This year, you have a choice. You can follow the familiar pattern, or you can use the next fortnight to build something genuinely strategic. A marketing plan for 2026 that's clear, intentional, and centred on the medium that will carry your message furthest: audio.

The Case for Strategic December

December's gift is obvious when you think about it. Your team is calmer. Client crises feel more distant. Meetings have been cancelled because everyone's half-checked out anyway. Rather than fighting this reality, work with it. The people who need to be part of marketing strategy discussions are actually available. You can have long conversations without interruption. You can think deeply without your attention fragmenting across a dozen urgent matters.

Strategic marketing planning requires space. Space to think about what actually worked this year and why. Space to question assumptions about what your audience needs. Space to brainstorm ideas before committing to them. Space to consider different approaches rather than defaulting to what you did last year because it's what you know. December gives you that space. January rarely does.

The organisations with the clearest marketing strategies aren't the ones who plan on the fly. They're the ones who dedicate genuine time to thinking. They're the ones who use quiet periods for strategic work rather than letting those periods drift past. You can be one of those organisations.

Reflecting on 2025: What Actually Worked?

Before you plan forward, you need to look back. Not emotionally, but analytically. What marketing efforts generated actual results this year? Not which ones felt good or seemed like they should work, but which ones genuinely moved the needle?

This reflection matters because most organisations repeat what didn't work simply because they didn't realise it wasn't working. You sent newsletters all year. But did they generate engagement? Did they convert? Did they move people toward the outcomes you cared about? You posted on social media consistently. But did those posts reach your actual audience? Did they generate conversations worth having? You might have created lots of content. But was it the right content? Did it actually speak to the people you're trying to reach?
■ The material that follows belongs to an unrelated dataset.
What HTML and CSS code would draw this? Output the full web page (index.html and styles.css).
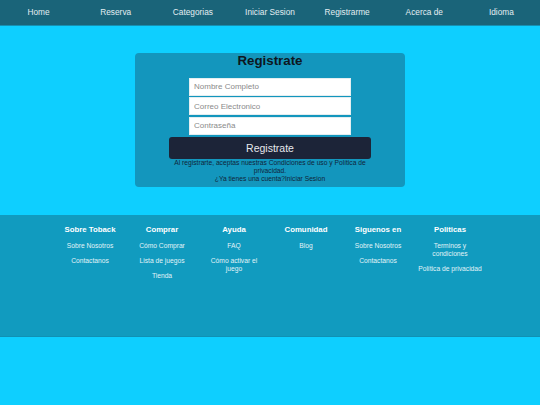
FILE: index.html
```html
<!DOCTYPE html>
<html lang="es">
<head>
<meta charset="utf-8">
<title>Registrate</title>
<link rel="stylesheet" href="styles.css">
</head>
<body>
<nav class="topnav">
  <a class="nav-item" href="#">Home</a>
  <a class="nav-item" href="#">Reserva</a>
  <a class="nav-item" href="#">Categorias</a>
  <a class="nav-item" href="#">Iniciar Sesion</a>
  <a class="nav-item" href="#">Registrarme</a>
  <a class="nav-item" href="#">Acerca de</a>
  <a class="nav-item" href="#">Idioma</a>
</nav>
<main class="main">
  <section class="card">
    <h1 class="card-title">Registrate</h1>
    <form class="form">
      <input class="field" type="text" placeholder="Nombre Completo">
      <input class="field" type="email" placeholder="Correo Electronico">
      <input class="field" type="password" placeholder="Contraseña">
      <button class="btn" type="button">Registrate</button>
      <p class="legal">Al registrarte, aceptas nuestras Condiciones de uso y Política de privacidad.</p>
      <p class="legal">¿Ya tienes una cuenta?Iniciar Sesion</p>
    </form>
  </section>
</main>
<footer class="footer">
  <div class="footer-grid">
    <div class="fcol">
      <h3 class="fhead">Sobre Toback</h3>
      <a class="flink" href="#">Sobre Nosotros</a>
      <a class="flink" href="#">Contactanos</a>
    </div>
    <div class="fcol">
      <h3 class="fhead">Comprar</h3>
      <a class="flink" href="#">Cómo Comprar</a>
      <a class="flink" href="#">Lista de juegos</a>
      <a class="flink" href="#">Tienda</a>
    </div>
    <div class="fcol">
      <h3 class="fhead">Ayuda</h3>
      <a class="flink" href="#">FAQ</a>
      <a class="flink flink-narrow" href="#">Cómo activar el juego</a>
    </div>
    <div class="fcol">
      <h3 class="fhead">Comunidad</h3>
      <a class="flink" href="#">Blog</a>
    </div>
    <div class="fcol">
      <h3 class="fhead">Siguenos en</h3>
      <a class="flink" href="#">Sobre Nosotros</a>
      <a class="flink" href="#">Contactanos</a>
    </div>
    <div class="fcol">
      <h3 class="fhead">Politicas</h3>
      <a class="flink flink-narrow" href="#">Terminos y condiciones</a>
      <a class="flink" href="#">Política de privacidad</a>
    </div>
  </div>
</footer>
</body>
</html>
```
FILE: styles.css
```css
* { box-sizing: border-box; }
html, body { margin: 0; padding: 0; }
body {
  background: #0ecfff;
  font-family: "Liberation Sans", Arial, sans-serif;
}
a { text-decoration: none; color: inherit; }

.topnav {
  display: flex;
  height: 26px;
  background: #1a6479;
  border-bottom: 1px solid #1690b2;
}
.nav-item {
  flex: 1;
  text-align: center;
  font-size: 8.3px;
  line-height: 25px;
  color: #e4eef2;
}

.main {
  padding: 27px 0 28px;
}
.card {
  width: 270px;
  height: 134px;
  margin: 0 auto;
  background: #1396bd;
  border-radius: 4px;
  display: flex;
  flex-direction: column;
  align-items: center;
}
.card-title {
  margin: 0;
  font-size: 13.3px;
  line-height: 16px;
  font-weight: bold;
  color: #0d1620;
}
.form {
  margin-top: 8.7px;
  width: 202px;
  display: flex;
  flex-direction: column;
  align-items: center;
}
.field {
  width: 162px;
  height: 18px;
  margin: 0 0 1.5px;
  padding: 0 4px;
  border: 1px solid #e3eef1;
  background: #ffffff;
  font-family: "Liberation Sans", Arial, sans-serif;
  font-size: 8px;
  color: #222;
  outline: none;
}
.field::placeholder { color: #8a8a8a; }
.btn {
  width: 202px;
  height: 22px;
  margin-top: 1px;
  border: none;
  border-radius: 3px;
  background: #1c2438;
  color: #e6e8ec;
  font-family: "Liberation Sans", Arial, sans-serif;
  font-size: 10.5px;
  padding: 0;
}
.legal {
  margin: 0;
  font-size: 6.7px;
  line-height: 7.7px;
  text-align: center;
  color: #10253a;
}

.footer {
  height: 122px;
  background: #119bbf;
  border-bottom: 1px solid #0f91b5;
  padding-top: 10px;
}
.footer-grid {
  width: 432px;
  margin: 0 auto;
  display: grid;
  grid-template-columns: repeat(6, 1fr);
}
.fcol {
  display: flex;
  flex-direction: column;
  align-items: center;
  padding: 0 1.5px;
  text-align: center;
}
.fhead {
  margin: 0 0 6.7px;
  font-size: 7.8px;
  line-height: 10px;
  font-weight: bold;
  color: #ffffff;
}
.flink {
  font-size: 6.7px;
  line-height: 8px;
  color: #e2f3f8;
  margin-bottom: 7.3px;
}
.flink-narrow {
  max-width: 56px;
}
```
December is when you answer these questions honestly. You look at your analytics. You review which campaigns generated leads. You check which content got shared, commented on, and referenced back to you. You listen to your sales team about which marketing materials actually helped close deals. You ask yourself which efforts felt aligned with your values and which ones felt like going through motions.
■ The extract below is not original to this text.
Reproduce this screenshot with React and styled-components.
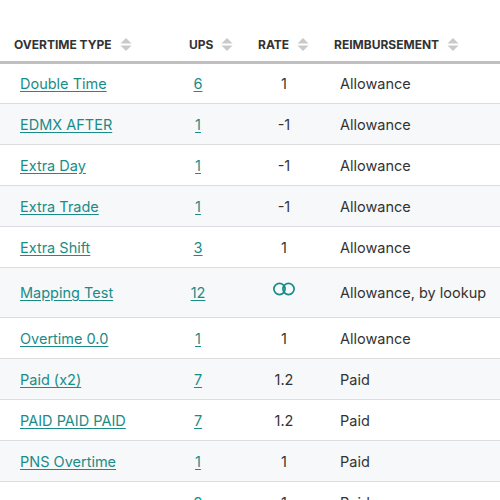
import React from "react";
import styled, { createGlobalStyle } from "styled-components";

const Global = createGlobalStyle`
  body { margin: 0; background: #fff; font-family: Inter, "Noto Sans", sans-serif; overflow: hidden; }
`;

const Table = styled.table`
  width: 500px;
  border-collapse: collapse;
  table-layout: fixed;
`;

const Th = styled.th`
  text-align: left;
  padding: 37px 0 9px ${(p) => p.$pl}px;
  font-size: 12px;
  font-weight: 700;
  color: #333;
  border-bottom: 3px solid #c0c0c0;
  white-space: nowrap;
`;

const HeadInner = styled.span`
  display: inline-flex;
  align-items: center;
  gap: 8px;
`;

const Tr = styled.tr`
  background: ${(p) => (p.$alt ? "#f7f8fa" : "#fff")};
  height: ${(p) => p.$h}px;
  border-bottom: 1px solid #dcdde0;
`;

const Td = styled.td`
  padding: 0 0 0 ${(p) => p.$pl}px;
  font-size: 14.5px;
  color: #333;
  white-space: nowrap;
`;

const Link = styled.a`
  color: #1a8c88;
  text-decoration: underline;
  text-underline-offset: 2px;
`;

const Center = styled.span`
  display: inline-block;
  width: ${(p) => p.$w}px;
  text-align: center;
`;

const Sort = () => (
  <svg width="12" height="15" viewBox="0 0 12 15">
    <path d="M0.5 6.5 L6 1 L11.5 6.5 Z" fill="#c9c9c9" />
    <path d="M0.5 8.5 L6 14 L11.5 8.5 Z" fill="#c9c9c9" />
  </svg>
);

const Inf = () => (
  <svg width="22" height="16" viewBox="0 0 22 16" style={{ verticalAlign: "5px" }}>
    <circle cx="6.5" cy="8" r="5.6" fill="none" stroke="#1a8c88" strokeWidth="1.7" />
    <circle cx="15.5" cy="8" r="5.6" fill="none" stroke="#1a8c88" strokeWidth="1.7" />
  </svg>
);

const rows = [
  ["Double Time", "6", "1", "Allowance"],
  ["EDMX AFTER", "1", "-1", "Allowance"],
  ["Extra Day", "1", "-1", "Allowance"],
  ["Extra Trade", "1", "-1", "Allowance"],
  ["Extra Shift", "3", "1", "Allowance"],
  ["Mapping Test", "12", "inf", "Allowance, by lookup"],
  ["Overtime 0.0", "1", "1", "Allowance"],
  ["Paid (x2)", "7", "1.2", "Paid"],
  ["PAID PAID PAID", "7", "1.2", "Paid"],
  ["PNS Overtime", "1", "1", "Paid"],
  ["wwww", "9", "1", "Paid"],
];

export default function App() {
  return (
    <>
      <Global />
      <Table>
        <colgroup>
          <col style={{ width: 175 }} />
          <col style={{ width: 75 }} />
          <col style={{ width: 78 }} />
          <col />
        </colgroup>
        <thead>
          <tr>
            <Th $pl={14}><HeadInner>OVERTIME TYPE<Sort /></HeadInner></Th>
            <Th $pl={14}><HeadInner>UPS<Sort /></HeadInner></Th>
            <Th $pl={8}><HeadInner>RATE<Sort /></HeadInner></Th>
            <Th $pl={6}><HeadInner>REIMBURSEMENT<Sort /></HeadInner></Th>
          </tr>
        </thead>
        <tbody>
          {rows.map((r, i) => (
            <Tr key={i} $alt={i % 2 === 1} $h={r[2] === "inf" ? 50 : 41}>
              <Td $pl={20}><Link>{r[0]}</Link></Td>
              <Td $pl={13}><Center $w={20}><Link>{r[1]}</Link></Center></Td>
              <Td $pl={8}><Center $w={52}>{r[2] === "inf" ? <Inf /> : r[2]}</Center></Td>
              <Td $pl={12}>{r[3]}</Td>
            </Tr>
          ))}
        </tbody>
      </Table>
    </>
  );
}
This honest reflection does two things. First, it shows you what to keep doing because it's working. Second, it shows you what to stop doing because it's wasting your time. There's real power in both. Doubling down on what works is obvious. But stopping doing things that don't work? That's where real strategic clarity emerges. You free up energy for approaches with actual potential.

Podcasting as Your 2026 Centre

Here's where this planning exercise becomes genuinely transformative. Most organisations plan their marketing as a collection of separate activities. Email marketing, social media, content creation, paid advertising, events. Each exists somewhat independently. Each demands time and resources. Each produces mixed results.
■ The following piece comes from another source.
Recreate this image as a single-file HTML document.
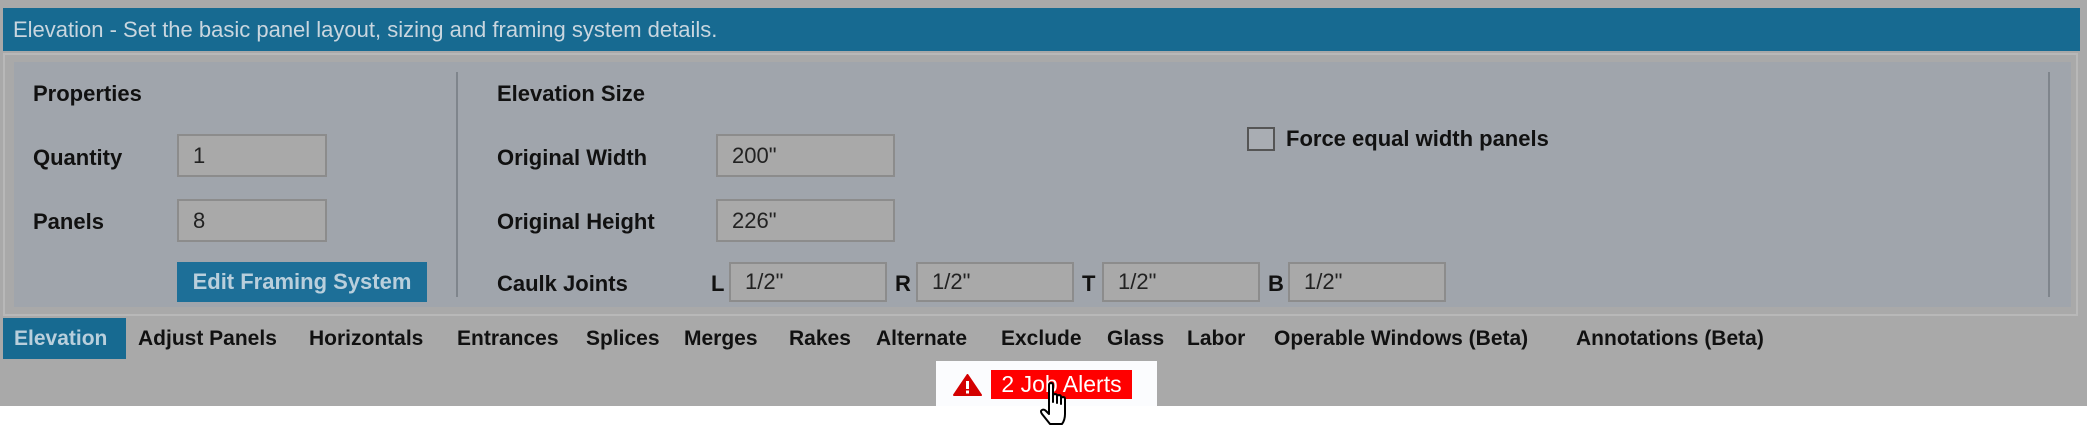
<!DOCTYPE html>
<html><head><style>
body{margin:0;width:2087px;height:430px;background:#fff;position:relative;overflow:hidden;font-family:"Liberation Sans",sans-serif}
.a{position:absolute}
.lbl{position:absolute;font-size:22px;font-weight:bold;color:#111;white-space:nowrap;height:30px;line-height:30px}
.in{position:absolute;background:#a9a9a9;border:2px solid #8c8c8c;box-sizing:border-box;font-size:22px;color:#222;padding-left:14px;display:flex;align-items:center}
.tab{position:absolute;top:318px;height:41px;line-height:41px;font-size:21px;font-weight:bold;color:#111;white-space:nowrap}
</style></head><body>
<div class="a" style="left:0;top:0;width:2087px;height:406px;background:#a9a9a9"></div>
<div class="a" style="left:3px;top:8px;width:2077px;height:43px;background:#176a91"></div>
<div class="a" style="left:13px;top:8px;height:43px;line-height:43px;font-size:22px;color:#c9d6df;white-space:nowrap">Elevation - Set the basic panel layout, sizing and framing system details.</div>
<div class="a" style="left:3px;top:53px;width:2075px;height:263px;border:2px solid #b8b8b8;box-sizing:border-box"></div>
<div class="a" style="left:14px;top:62px;width:2057px;height:245px;background:#a0a5ac"></div>
<div class="a" style="left:456px;top:72px;width:2px;height:225px;background:#7f858c"></div>
<div class="a" style="left:2048px;top:72px;width:2px;height:225px;background:#7f858c"></div>
<div class="lbl" style="left:33px;top:79px">Properties</div>
<div class="lbl" style="left:33px;top:143px">Quantity</div>
<div class="lbl" style="left:33px;top:207px">Panels</div>
<div class="in" style="left:177px;top:134px;width:150px;height:43px">1</div>
<div class="in" style="left:177px;top:199px;width:150px;height:43px">8</div>
<div class="a" style="left:177px;top:262px;width:250px;height:40px;background:#1d6f98;color:#b9cfdc;font-size:22px;font-weight:bold;line-height:40px;text-align:center;white-space:nowrap">Edit Framing System</div>
<div class="lbl" style="left:497px;top:79px">Elevation Size</div>
<div class="lbl" style="left:497px;top:143px">Original Width</div>
<div class="lbl" style="left:497px;top:207px">Original Height</div>
<div class="lbl" style="left:497px;top:269px">Caulk Joints</div>
<div class="in" style="left:716px;top:134px;width:179px;height:43px">200"</div>
<div class="in" style="left:716px;top:199px;width:179px;height:43px">226"</div>
<div class="lbl" style="left:711px;top:269px">L</div>
<div class="in" style="left:729px;top:262px;width:158px;height:40px">1/2"</div>
<div class="lbl" style="left:895px;top:269px">R</div>
<div class="in" style="left:916px;top:262px;width:158px;height:40px">1/2"</div>
<div class="lbl" style="left:1082px;top:269px">T</div>
<div class="in" style="left:1102px;top:262px;width:158px;height:40px">1/2"</div>
<div class="lbl" style="left:1268px;top:269px">B</div>
<div class="in" style="left:1288px;top:262px;width:158px;height:40px">1/2"</div>
<div class="a" style="left:1247px;top:127px;width:28px;height:24px;border:2px solid #555;box-sizing:border-box;background:#a9adb3"></div>
<div class="lbl" style="left:1286px;top:124px">Force equal width panels</div>
<div class="a" style="left:3px;top:318px;width:123px;height:41px;background:#176a91"></div>
<div class="tab" style="left:14px;color:#b9cfdc">Elevation</div>
<div class="tab" style="left:138px">Adjust Panels</div>
<div class="tab" style="left:309px">Horizontals</div>
<div class="tab" style="left:457px">Entrances</div>
<div class="tab" style="left:586px">Splices</div>
<div class="tab" style="left:684px">Merges</div>
<div class="tab" style="left:789px">Rakes</div>
<div class="tab" style="left:876px">Alternate</div>
<div class="tab" style="left:1001px">Exclude</div>
<div class="tab" style="left:1107px">Glass</div>
<div class="tab" style="left:1187px">Labor</div>
<div class="tab" style="left:1274px">Operable Windows (Beta)</div>
<div class="tab" style="left:1576px">Annotations (Beta)</div>
<div class="a" style="left:936px;top:361px;width:221px;height:45px;background:#fbfcfe"></div>
<svg class="a" style="left:953px;top:374px" width="29" height="22" viewBox="0 0 29 22"><path d="M14.5 1 L28 21 L1 21 Z" fill="#d40000" stroke="#d40000" stroke-linejoin="round" stroke-width="2"/><rect x="13" y="7" width="3" height="8" fill="#fff"/><rect x="13" y="16.5" width="3" height="3" fill="#fff"/></svg>
<div class="a" style="left:991px;top:370px;width:141px;height:29px;background:#ff0000;color:#fff;font-size:23px;line-height:29px;text-align:center;white-space:nowrap;overflow:hidden">2 Job Alerts</div>
<svg class="a" style="left:1040px;top:382px" width="36" height="46" viewBox="0 0 36 46"><path d="M9 3 Q9 1 11 1 Q13 1 13 3 L13 20 L13 14 Q13 12 15 12 Q17 12 17 14 L17 21 L17 15 Q17 13 19 13 Q21 13 21 15 L21 22 L21 17 Q21 15 23 15 Q25 15 25 17 L25 32 Q25 38 22 42 L10 42 L2 32 Q0 29 2 28 Q4 27 6 29 L9 32 Z" fill="#fff" stroke="#000" stroke-width="2" stroke-linejoin="round"/></svg>
</body></html>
What if 2026 was the year you changed that? What if you organised your marketing around a central engine: your podcast? Not instead of other channels, but as the centre that other channels support and amplify?

This isn't abstract theory. It's how the most effective marketing operations actually work. Your podcast becomes your flagship content. It's where you explore ideas most thoroughly. It's where your expertise shines brightest. It's where your voice is most authentic. Then everything else orbits around it. Your newsletter features insights from recent episodes. Your social media clips highlight key moments. Your blog posts expand on topics your listeners raised. Your guest outreach becomes part of your podcast strategy rather than something separate.

This approach works because it's aligned with how your audience actually consumes information. People listen to podcasts during commutes, exercise, and downtime. They scan social media when they have a few minutes. They read emails selectively. They visit blogs looking for specific information. A podcast-centred strategy means you're creating your best work in the format people actively seek out, then making it available through the channels where they're already spending time.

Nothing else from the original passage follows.